Ilves’ DJ selections were entirely UK or US music — he grew up in New Jersey, curiously enough — but they were the only familiar songs I heard over the course of my week in Tallinn. The festival line-up was almost entirely bands from Estonia and thereabouts — I ran into one solitary Australian band at the bar, because there is always an Australian band at the bar, but apart from them, it was pretty much entirely Eastern Europe. A festival entirely populated by bands you’ve never heard of mightn’t seem like a selling point, but in its own way, it is — you’re only going to be pleasantly surprised, and I was pleasantly surprised more often than I expected. Metal is clearly as big in Estonia as it is in the rest of Europe, which is to say BIG — amongst other things, the festival line-up features, gloriously, an Estonian stoner metal band called “ESTONER” — but so too is experimental electronic music and ambient noise.
The Funky Bus! Eternal Erection: just out of shot (Martin Ahven/Tallinn Music Week)
There’s even something called a “classical rave,” which is perhaps a better idea in conception than execution — if I’m honest didn’t hold my attention for more than 15 minutes, but then, I wouldn’t pretend to be a classical aficionado. And elsewhere, if you’ve never seen a Latvian funk band play on top of an orange bus called The Funky Bus (which apparently belongs to another band called “Eternal Erection”), you’ve never lived. The latter performed at Kultuurikatel, a fascinating post-Soviet industrial area that’s been reinvented as a cultural center. (“This was done entirely by market forces,” festival director Helen Sildna assured assembled journalists, a curious choice of words that harked back to the 1980s, when capitalism was seen as a benevolent force. It all seems so naïve now, right?)
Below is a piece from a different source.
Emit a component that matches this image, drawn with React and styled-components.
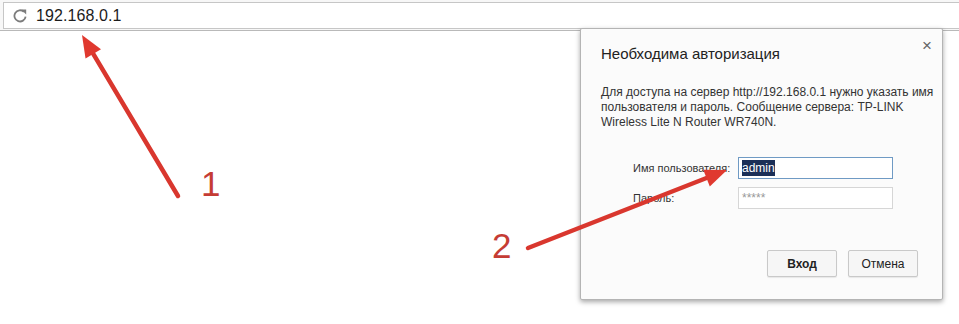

It’s hard to say bad things about a free trip, of course, which is why they’re frowned upon in journalistic circles, but as someone who’s been to a lot of music festivals over the years, I’ll happily say in all honesty that Tallinn Music Week is most certainly one of the best I’ve been to in recent, and certainly the most interesting. In an age where the festival “circuit” exists to satisfy the needs of an aging and increasingly wealthy one-gig-per-year demographic, it’s a pleasure to attend an event that exists for an entirely different purpose — even if that purpose is, in its own way, just as commercially driven.